Given data =
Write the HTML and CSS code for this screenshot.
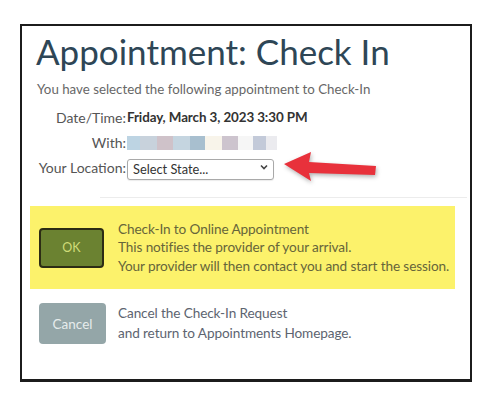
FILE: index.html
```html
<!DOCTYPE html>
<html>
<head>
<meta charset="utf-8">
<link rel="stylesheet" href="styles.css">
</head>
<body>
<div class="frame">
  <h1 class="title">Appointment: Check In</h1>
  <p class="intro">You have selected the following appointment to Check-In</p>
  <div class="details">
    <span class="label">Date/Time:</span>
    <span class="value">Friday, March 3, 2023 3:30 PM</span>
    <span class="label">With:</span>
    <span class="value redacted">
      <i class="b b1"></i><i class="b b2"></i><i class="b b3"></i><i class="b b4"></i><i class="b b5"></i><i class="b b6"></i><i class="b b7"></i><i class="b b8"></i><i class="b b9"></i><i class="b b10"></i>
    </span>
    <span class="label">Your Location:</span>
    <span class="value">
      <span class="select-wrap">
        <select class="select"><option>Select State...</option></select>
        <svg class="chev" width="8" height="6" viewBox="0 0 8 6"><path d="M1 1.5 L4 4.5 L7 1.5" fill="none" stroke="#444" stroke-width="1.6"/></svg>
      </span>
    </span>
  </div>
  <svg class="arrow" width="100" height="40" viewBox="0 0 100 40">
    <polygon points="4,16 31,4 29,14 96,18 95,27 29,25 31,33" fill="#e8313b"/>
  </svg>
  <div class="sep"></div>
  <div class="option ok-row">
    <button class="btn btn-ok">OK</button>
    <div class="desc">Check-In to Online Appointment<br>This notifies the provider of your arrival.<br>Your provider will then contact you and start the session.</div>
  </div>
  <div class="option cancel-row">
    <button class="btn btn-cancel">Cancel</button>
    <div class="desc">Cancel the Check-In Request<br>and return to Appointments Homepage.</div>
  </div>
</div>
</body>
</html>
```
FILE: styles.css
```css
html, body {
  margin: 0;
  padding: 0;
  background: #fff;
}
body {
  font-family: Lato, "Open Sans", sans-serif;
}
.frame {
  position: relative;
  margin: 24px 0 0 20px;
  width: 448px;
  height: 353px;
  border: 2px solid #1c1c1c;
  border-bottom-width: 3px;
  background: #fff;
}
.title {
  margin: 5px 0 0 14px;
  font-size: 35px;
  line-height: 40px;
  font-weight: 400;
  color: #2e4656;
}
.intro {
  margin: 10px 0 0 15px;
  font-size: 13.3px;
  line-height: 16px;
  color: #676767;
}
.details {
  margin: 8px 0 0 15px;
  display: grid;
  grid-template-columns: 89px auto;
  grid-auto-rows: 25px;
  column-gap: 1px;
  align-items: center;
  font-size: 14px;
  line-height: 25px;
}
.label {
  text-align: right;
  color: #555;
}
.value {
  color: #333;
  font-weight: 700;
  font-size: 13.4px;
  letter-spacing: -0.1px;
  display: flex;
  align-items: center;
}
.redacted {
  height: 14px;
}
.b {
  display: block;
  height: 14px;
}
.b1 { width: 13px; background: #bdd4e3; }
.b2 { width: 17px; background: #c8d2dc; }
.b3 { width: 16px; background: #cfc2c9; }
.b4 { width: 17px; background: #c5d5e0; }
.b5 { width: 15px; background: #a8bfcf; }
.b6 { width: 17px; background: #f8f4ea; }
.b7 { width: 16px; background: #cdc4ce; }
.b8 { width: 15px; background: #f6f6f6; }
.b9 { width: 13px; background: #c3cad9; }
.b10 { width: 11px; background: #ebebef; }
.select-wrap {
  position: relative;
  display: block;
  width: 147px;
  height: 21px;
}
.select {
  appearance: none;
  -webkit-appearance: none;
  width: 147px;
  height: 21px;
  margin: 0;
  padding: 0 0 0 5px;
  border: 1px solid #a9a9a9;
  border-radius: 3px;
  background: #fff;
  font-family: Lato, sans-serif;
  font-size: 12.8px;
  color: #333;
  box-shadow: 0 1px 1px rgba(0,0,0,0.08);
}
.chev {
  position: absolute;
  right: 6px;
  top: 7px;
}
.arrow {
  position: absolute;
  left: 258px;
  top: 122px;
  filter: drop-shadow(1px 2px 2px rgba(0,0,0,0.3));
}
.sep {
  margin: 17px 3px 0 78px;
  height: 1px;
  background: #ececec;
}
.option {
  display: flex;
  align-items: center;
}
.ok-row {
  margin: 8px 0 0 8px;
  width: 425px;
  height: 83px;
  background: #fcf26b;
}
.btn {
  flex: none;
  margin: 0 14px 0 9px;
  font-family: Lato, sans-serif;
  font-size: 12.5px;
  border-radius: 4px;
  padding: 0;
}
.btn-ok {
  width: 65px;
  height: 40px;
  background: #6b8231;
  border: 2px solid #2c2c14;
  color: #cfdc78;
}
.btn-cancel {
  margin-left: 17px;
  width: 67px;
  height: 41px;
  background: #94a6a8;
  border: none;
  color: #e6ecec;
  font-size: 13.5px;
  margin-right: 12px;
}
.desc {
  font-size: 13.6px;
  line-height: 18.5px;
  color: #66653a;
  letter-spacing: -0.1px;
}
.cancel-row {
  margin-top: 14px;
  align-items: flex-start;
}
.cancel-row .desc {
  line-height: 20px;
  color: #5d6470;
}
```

What the exercise asks =
Copy the listing exactly. Any image in it stays out of the copy.

Final answer =
Write the HTML and CSS code for this screenshot.
FILE: index.html
```html
<!DOCTYPE html>
<html>
<head>
<meta charset="utf-8">
<link rel="stylesheet" href="styles.css">
</head>
<body>
<div class="frame">
  <h1 class="title">Appointment: Check In</h1>
  <p class="intro">You have selected the following appointment to Check-In</p>
  <div class="details">
    <span class="label">Date/Time:</span>
    <span class="value">Friday, March 3, 2023 3:30 PM</span>
    <span class="label">With:</span>
    <span class="value redacted">
      <i class="b b1"></i><i class="b b2"></i><i class="b b3"></i><i class="b b4"></i><i class="b b5"></i><i class="b b6"></i><i class="b b7"></i><i class="b b8"></i><i class="b b9"></i><i class="b b10"></i>
    </span>
    <span class="label">Your Location:</span>
    <span class="value">
      <span class="select-wrap">
        <select class="select"><option>Select State...</option></select>
        <svg class="chev" width="8" height="6" viewBox="0 0 8 6"><path d="M1 1.5 L4 4.5 L7 1.5" fill="none" stroke="#444" stroke-width="1.6"/></svg>
      </span>
    </span>
  </div>
  <svg class="arrow" width="100" height="40" viewBox="0 0 100 40">
    <polygon points="4,16 31,4 29,14 96,18 95,27 29,25 31,33" fill="#e8313b"/>
  </svg>
  <div class="sep"></div>
  <div class="option ok-row">
    <button class="btn btn-ok">OK</button>
    <div class="desc">Check-In to Online Appointment<br>This notifies the provider of your arrival.<br>Your provider will then contact you and start the session.</div>
  </div>
  <div class="option cancel-row">
    <button class="btn btn-cancel">Cancel</button>
    <div class="desc">Cancel the Check-In Request<br>and return to Appointments Homepage.</div>
  </div>
</div>
</body>
</html>
```
FILE: styles.css
```css
html, body {
  margin: 0;
  padding: 0;
  background: #fff;
}
body {
  font-family: Lato, "Open Sans", sans-serif;
}
.frame {
  position: relative;
  margin: 24px 0 0 20px;
  width: 448px;
  height: 353px;
  border: 2px solid #1c1c1c;
  border-bottom-width: 3px;
  background: #fff;
}
.title {
  margin: 5px 0 0 14px;
  font-size: 35px;
  line-height: 40px;
  font-weight: 400;
  color: #2e4656;
}
.intro {
  margin: 10px 0 0 15px;
  font-size: 13.3px;
  line-height: 16px;
  color: #676767;
}
.details {
  margin: 8px 0 0 15px;
  display: grid;
  grid-template-columns: 89px auto;
  grid-auto-rows: 25px;
  column-gap: 1px;
  align-items: center;
  font-size: 14px;
  line-height: 25px;
}
.label {
  text-align: right;
  color: #555;
}
.value {
  color: #333;
  font-weight: 700;
  font-size: 13.4px;
  letter-spacing: -0.1px;
  display: flex;
  align-items: center;
}
.redacted {
  height: 14px;
}
.b {
  display: block;
  height: 14px;
}
.b1 { width: 13px; background: #bdd4e3; }
.b2 { width: 17px; background: #c8d2dc; }
.b3 { width: 16px; background: #cfc2c9; }
.b4 { width: 17px; background: #c5d5e0; }
.b5 { width: 15px; background: #a8bfcf; }
.b6 { width: 17px; background: #f8f4ea; }
.b7 { width: 16px; background: #cdc4ce; }
.b8 { width: 15px; background: #f6f6f6; }
.b9 { width: 13px; background: #c3cad9; }
.b10 { width: 11px; background: #ebebef; }
.select-wrap {
  position: relative;
  display: block;
  width: 147px;
  height: 21px;
}
.select {
  appearance: none;
  -webkit-appearance: none;
  width: 147px;
  height: 21px;
  margin: 0;
  padding: 0 0 0 5px;
  border: 1px solid #a9a9a9;
  border-radius: 3px;
  background: #fff;
  font-family: Lato, sans-serif;
  font-size: 12.8px;
  color: #333;
  box-shadow: 0 1px 1px rgba(0,0,0,0.08);
}
.chev {
  position: absolute;
  right: 6px;
  top: 7px;
}
.arrow {
  position: absolute;
  left: 258px;
  top: 122px;
  filter: drop-shadow(1px 2px 2px rgba(0,0,0,0.3));
}
.sep {
  margin: 17px 3px 0 78px;
  height: 1px;
  background: #ececec;
}
.option {
  display: flex;
  align-items: center;
}
.ok-row {
  margin: 8px 0 0 8px;
  width: 425px;
  height: 83px;
  background: #fcf26b;
}
.btn {
  flex: none;
  margin: 0 14px 0 9px;
  font-family: Lato, sans-serif;
  font-size: 12.5px;
  border-radius: 4px;
  padding: 0;
}
.btn-ok {
  width: 65px;
  height: 40px;
  background: #6b8231;
  border: 2px solid #2c2c14;
  color: #cfdc78;
}
.btn-cancel {
  margin-left: 17px;
  width: 67px;
  height: 41px;
  background: #94a6a8;
  border: none;
  color: #e6ecec;
  font-size: 13.5px;
  margin-right: 12px;
}
.desc {
  font-size: 13.6px;
  line-height: 18.5px;
  color: #66653a;
  letter-spacing: -0.1px;
}
.cancel-row {
  margin-top: 14px;
  align-items: flex-start;
}
.cancel-row .desc {
  line-height: 20px;
  color: #5d6470;
}
```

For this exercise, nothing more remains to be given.